>> Begin

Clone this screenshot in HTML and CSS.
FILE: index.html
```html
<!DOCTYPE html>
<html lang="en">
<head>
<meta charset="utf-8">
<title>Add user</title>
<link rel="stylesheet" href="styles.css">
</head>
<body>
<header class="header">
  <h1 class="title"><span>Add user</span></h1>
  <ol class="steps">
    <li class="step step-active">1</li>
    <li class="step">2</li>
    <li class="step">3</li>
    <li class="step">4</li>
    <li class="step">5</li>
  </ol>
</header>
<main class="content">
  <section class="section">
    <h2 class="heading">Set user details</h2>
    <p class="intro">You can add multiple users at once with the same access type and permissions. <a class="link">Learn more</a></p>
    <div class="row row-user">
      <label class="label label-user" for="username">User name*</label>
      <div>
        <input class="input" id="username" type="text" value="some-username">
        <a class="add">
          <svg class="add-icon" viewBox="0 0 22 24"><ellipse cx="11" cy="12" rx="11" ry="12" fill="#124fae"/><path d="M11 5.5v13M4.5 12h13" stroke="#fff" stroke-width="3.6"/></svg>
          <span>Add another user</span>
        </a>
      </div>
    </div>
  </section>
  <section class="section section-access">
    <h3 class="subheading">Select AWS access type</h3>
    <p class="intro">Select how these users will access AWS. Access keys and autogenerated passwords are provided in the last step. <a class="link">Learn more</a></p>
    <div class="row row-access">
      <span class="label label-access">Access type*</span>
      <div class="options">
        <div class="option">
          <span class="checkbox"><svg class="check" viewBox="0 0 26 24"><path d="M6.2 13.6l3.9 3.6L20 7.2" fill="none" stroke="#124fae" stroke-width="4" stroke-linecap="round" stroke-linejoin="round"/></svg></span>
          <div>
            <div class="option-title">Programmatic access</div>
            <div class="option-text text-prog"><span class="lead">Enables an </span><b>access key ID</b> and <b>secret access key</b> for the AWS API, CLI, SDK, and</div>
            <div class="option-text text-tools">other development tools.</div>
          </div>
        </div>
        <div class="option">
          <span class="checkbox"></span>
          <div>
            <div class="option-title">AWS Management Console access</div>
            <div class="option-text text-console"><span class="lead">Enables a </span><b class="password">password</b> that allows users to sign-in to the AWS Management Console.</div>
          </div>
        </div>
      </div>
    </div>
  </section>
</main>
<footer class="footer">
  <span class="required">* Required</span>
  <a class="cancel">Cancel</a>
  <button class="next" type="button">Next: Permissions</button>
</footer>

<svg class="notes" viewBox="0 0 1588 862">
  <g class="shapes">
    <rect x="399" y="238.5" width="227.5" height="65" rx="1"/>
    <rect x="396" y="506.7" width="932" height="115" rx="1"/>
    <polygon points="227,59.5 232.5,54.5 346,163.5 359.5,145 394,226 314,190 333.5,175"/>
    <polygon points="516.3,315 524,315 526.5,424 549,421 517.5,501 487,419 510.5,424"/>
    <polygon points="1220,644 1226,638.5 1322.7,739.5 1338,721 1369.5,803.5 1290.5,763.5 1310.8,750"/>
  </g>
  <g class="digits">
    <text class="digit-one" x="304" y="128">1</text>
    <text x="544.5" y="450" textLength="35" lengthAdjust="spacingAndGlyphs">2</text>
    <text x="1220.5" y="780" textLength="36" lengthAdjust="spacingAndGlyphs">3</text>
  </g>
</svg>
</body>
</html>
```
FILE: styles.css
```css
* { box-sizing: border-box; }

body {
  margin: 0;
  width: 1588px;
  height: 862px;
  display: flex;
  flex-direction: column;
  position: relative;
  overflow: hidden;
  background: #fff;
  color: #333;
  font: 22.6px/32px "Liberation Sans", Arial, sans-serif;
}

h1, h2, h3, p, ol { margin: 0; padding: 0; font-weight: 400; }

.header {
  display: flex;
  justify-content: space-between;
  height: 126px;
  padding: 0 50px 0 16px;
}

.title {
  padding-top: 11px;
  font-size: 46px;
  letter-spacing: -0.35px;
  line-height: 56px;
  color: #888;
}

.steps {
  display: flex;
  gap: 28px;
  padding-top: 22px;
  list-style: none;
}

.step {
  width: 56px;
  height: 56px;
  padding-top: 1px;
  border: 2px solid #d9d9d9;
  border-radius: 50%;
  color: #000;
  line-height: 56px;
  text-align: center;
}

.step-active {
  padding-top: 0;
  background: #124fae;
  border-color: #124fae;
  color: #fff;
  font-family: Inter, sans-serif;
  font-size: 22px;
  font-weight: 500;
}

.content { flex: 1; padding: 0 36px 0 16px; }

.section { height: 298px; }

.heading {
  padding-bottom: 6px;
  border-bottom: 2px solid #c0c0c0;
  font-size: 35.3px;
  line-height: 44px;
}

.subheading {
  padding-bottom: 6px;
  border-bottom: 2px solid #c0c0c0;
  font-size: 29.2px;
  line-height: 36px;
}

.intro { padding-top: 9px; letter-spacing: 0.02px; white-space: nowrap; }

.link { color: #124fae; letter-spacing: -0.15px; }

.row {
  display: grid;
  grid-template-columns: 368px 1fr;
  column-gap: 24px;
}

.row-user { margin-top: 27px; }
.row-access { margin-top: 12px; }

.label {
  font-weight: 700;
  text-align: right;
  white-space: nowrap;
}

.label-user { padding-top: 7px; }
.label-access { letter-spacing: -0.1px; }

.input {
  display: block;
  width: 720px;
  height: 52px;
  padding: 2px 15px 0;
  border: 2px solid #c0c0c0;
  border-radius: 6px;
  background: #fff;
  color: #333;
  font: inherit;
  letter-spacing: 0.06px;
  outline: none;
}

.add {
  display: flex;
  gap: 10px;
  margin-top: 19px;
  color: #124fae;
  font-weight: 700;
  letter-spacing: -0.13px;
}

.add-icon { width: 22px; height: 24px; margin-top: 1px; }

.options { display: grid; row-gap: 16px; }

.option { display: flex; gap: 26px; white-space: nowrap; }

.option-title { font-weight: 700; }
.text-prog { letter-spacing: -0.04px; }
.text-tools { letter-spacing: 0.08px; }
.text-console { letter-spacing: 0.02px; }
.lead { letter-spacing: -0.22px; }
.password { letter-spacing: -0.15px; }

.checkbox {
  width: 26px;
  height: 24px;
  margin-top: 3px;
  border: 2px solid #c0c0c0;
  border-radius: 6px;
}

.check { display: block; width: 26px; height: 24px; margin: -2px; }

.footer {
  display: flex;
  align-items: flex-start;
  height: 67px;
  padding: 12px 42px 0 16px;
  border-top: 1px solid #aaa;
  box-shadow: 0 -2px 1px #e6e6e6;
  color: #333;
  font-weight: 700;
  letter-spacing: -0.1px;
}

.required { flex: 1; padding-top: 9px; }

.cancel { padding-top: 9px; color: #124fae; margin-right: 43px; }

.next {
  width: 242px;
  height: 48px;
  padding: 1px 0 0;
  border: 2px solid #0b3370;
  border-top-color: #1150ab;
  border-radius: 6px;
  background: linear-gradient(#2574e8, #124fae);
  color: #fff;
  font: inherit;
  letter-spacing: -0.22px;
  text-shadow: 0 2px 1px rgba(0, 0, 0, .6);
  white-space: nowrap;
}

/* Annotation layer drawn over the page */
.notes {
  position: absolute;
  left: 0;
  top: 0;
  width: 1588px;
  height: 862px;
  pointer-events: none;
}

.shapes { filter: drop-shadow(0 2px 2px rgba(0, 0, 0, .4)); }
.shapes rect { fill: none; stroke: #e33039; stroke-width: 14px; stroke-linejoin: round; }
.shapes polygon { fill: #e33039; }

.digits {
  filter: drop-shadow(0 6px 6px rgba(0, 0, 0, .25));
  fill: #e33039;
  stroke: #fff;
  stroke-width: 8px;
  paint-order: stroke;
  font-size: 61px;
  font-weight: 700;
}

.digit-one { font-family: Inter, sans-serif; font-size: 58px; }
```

>> End

JOB: Reproduce the material above, every line of it, exactly.

EXERCISE RESULT:
Clone this screenshot in HTML and CSS.
FILE: index.html
```html
<!DOCTYPE html>
<html lang="en">
<head>
<meta charset="utf-8">
<title>Add user</title>
<link rel="stylesheet" href="styles.css">
</head>
<body>
<header class="header">
  <h1 class="title"><span>Add user</span></h1>
  <ol class="steps">
    <li class="step step-active">1</li>
    <li class="step">2</li>
    <li class="step">3</li>
    <li class="step">4</li>
    <li class="step">5</li>
  </ol>
</header>
<main class="content">
  <section class="section">
    <h2 class="heading">Set user details</h2>
    <p class="intro">You can add multiple users at once with the same access type and permissions. <a class="link">Learn more</a></p>
    <div class="row row-user">
      <label class="label label-user" for="username">User name*</label>
      <div>
        <input class="input" id="username" type="text" value="some-username">
        <a class="add">
          <svg class="add-icon" viewBox="0 0 22 24"><ellipse cx="11" cy="12" rx="11" ry="12" fill="#124fae"/><path d="M11 5.5v13M4.5 12h13" stroke="#fff" stroke-width="3.6"/></svg>
          <span>Add another user</span>
        </a>
      </div>
    </div>
  </section>
  <section class="section section-access">
    <h3 class="subheading">Select AWS access type</h3>
    <p class="intro">Select how these users will access AWS. Access keys and autogenerated passwords are provided in the last step. <a class="link">Learn more</a></p>
    <div class="row row-access">
      <span class="label label-access">Access type*</span>
      <div class="options">
        <div class="option">
          <span class="checkbox"><svg class="check" viewBox="0 0 26 24"><path d="M6.2 13.6l3.9 3.6L20 7.2" fill="none" stroke="#124fae" stroke-width="4" stroke-linecap="round" stroke-linejoin="round"/></svg></span>
          <div>
            <div class="option-title">Programmatic access</div>
            <div class="option-text text-prog"><span class="lead">Enables an </span><b>access key ID</b> and <b>secret access key</b> for the AWS API, CLI, SDK, and</div>
            <div class="option-text text-tools">other development tools.</div>
          </div>
        </div>
        <div class="option">
          <span class="checkbox"></span>
          <div>
            <div class="option-title">AWS Management Console access</div>
            <div class="option-text text-console"><span class="lead">Enables a </span><b class="password">password</b> that allows users to sign-in to the AWS Management Console.</div>
          </div>
        </div>
      </div>
    </div>
  </section>
</main>
<footer class="footer">
  <span class="required">* Required</span>
  <a class="cancel">Cancel</a>
  <button class="next" type="button">Next: Permissions</button>
</footer>

<svg class="notes" viewBox="0 0 1588 862">
  <g class="shapes">
    <rect x="399" y="238.5" width="227.5" height="65" rx="1"/>
    <rect x="396" y="506.7" width="932" height="115" rx="1"/>
    <polygon points="227,59.5 232.5,54.5 346,163.5 359.5,145 394,226 314,190 333.5,175"/>
    <polygon points="516.3,315 524,315 526.5,424 549,421 517.5,501 487,419 510.5,424"/>
    <polygon points="1220,644 1226,638.5 1322.7,739.5 1338,721 1369.5,803.5 1290.5,763.5 1310.8,750"/>
  </g>
  <g class="digits">
    <text class="digit-one" x="304" y="128">1</text>
    <text x="544.5" y="450" textLength="35" lengthAdjust="spacingAndGlyphs">2</text>
    <text x="1220.5" y="780" textLength="36" lengthAdjust="spacingAndGlyphs">3</text>
  </g>
</svg>
</body>
</html>
```
FILE: styles.css
```css
* { box-sizing: border-box; }

body {
  margin: 0;
  width: 1588px;
  height: 862px;
  display: flex;
  flex-direction: column;
  position: relative;
  overflow: hidden;
  background: #fff;
  color: #333;
  font: 22.6px/32px "Liberation Sans", Arial, sans-serif;
}

h1, h2, h3, p, ol { margin: 0; padding: 0; font-weight: 400; }

.header {
  display: flex;
  justify-content: space-between;
  height: 126px;
  padding: 0 50px 0 16px;
}

.title {
  padding-top: 11px;
  font-size: 46px;
  letter-spacing: -0.35px;
  line-height: 56px;
  color: #888;
}

.steps {
  display: flex;
  gap: 28px;
  padding-top: 22px;
  list-style: none;
}

.step {
  width: 56px;
  height: 56px;
  padding-top: 1px;
  border: 2px solid #d9d9d9;
  border-radius: 50%;
  color: #000;
  line-height: 56px;
  text-align: center;
}

.step-active {
  padding-top: 0;
  background: #124fae;
  border-color: #124fae;
  color: #fff;
  font-family: Inter, sans-serif;
  font-size: 22px;
  font-weight: 500;
}

.content { flex: 1; padding: 0 36px 0 16px; }

.section { height: 298px; }

.heading {
  padding-bottom: 6px;
  border-bottom: 2px solid #c0c0c0;
  font-size: 35.3px;
  line-height: 44px;
}

.subheading {
  padding-bottom: 6px;
  border-bottom: 2px solid #c0c0c0;
  font-size: 29.2px;
  line-height: 36px;
}

.intro { padding-top: 9px; letter-spacing: 0.02px; white-space: nowrap; }

.link { color: #124fae; letter-spacing: -0.15px; }

.row {
  display: grid;
  grid-template-columns: 368px 1fr;
  column-gap: 24px;
}

.row-user { margin-top: 27px; }
.row-access { margin-top: 12px; }

.label {
  font-weight: 700;
  text-align: right;
  white-space: nowrap;
}

.label-user { padding-top: 7px; }
.label-access { letter-spacing: -0.1px; }

.input {
  display: block;
  width: 720px;
  height: 52px;
  padding: 2px 15px 0;
  border: 2px solid #c0c0c0;
  border-radius: 6px;
  background: #fff;
  color: #333;
  font: inherit;
  letter-spacing: 0.06px;
  outline: none;
}

.add {
  display: flex;
  gap: 10px;
  margin-top: 19px;
  color: #124fae;
  font-weight: 700;
  letter-spacing: -0.13px;
}

.add-icon { width: 22px; height: 24px; margin-top: 1px; }

.options { display: grid; row-gap: 16px; }

.option { display: flex; gap: 26px; white-space: nowrap; }

.option-title { font-weight: 700; }
.text-prog { letter-spacing: -0.04px; }
.text-tools { letter-spacing: 0.08px; }
.text-console { letter-spacing: 0.02px; }
.lead { letter-spacing: -0.22px; }
.password { letter-spacing: -0.15px; }

.checkbox {
  width: 26px;
  height: 24px;
  margin-top: 3px;
  border: 2px solid #c0c0c0;
  border-radius: 6px;
}

.check { display: block; width: 26px; height: 24px; margin: -2px; }

.footer {
  display: flex;
  align-items: flex-start;
  height: 67px;
  padding: 12px 42px 0 16px;
  border-top: 1px solid #aaa;
  box-shadow: 0 -2px 1px #e6e6e6;
  color: #333;
  font-weight: 700;
  letter-spacing: -0.1px;
}

.required { flex: 1; padding-top: 9px; }

.cancel { padding-top: 9px; color: #124fae; margin-right: 43px; }

.next {
  width: 242px;
  height: 48px;
  padding: 1px 0 0;
  border: 2px solid #0b3370;
  border-top-color: #1150ab;
  border-radius: 6px;
  background: linear-gradient(#2574e8, #124fae);
  color: #fff;
  font: inherit;
  letter-spacing: -0.22px;
  text-shadow: 0 2px 1px rgba(0, 0, 0, .6);
  white-space: nowrap;
}

/* Annotation layer drawn over the page */
.notes {
  position: absolute;
  left: 0;
  top: 0;
  width: 1588px;
  height: 862px;
  pointer-events: none;
}

.shapes { filter: drop-shadow(0 2px 2px rgba(0, 0, 0, .4)); }
.shapes rect { fill: none; stroke: #e33039; stroke-width: 14px; stroke-linejoin: round; }
.shapes polygon { fill: #e33039; }

.digits {
  filter: drop-shadow(0 6px 6px rgba(0, 0, 0, .25));
  fill: #e33039;
  stroke: #fff;
  stroke-width: 8px;
  paint-order: stroke;
  font-size: 61px;
  font-weight: 700;
}

.digit-one { font-family: Inter, sans-serif; font-size: 58px; }
```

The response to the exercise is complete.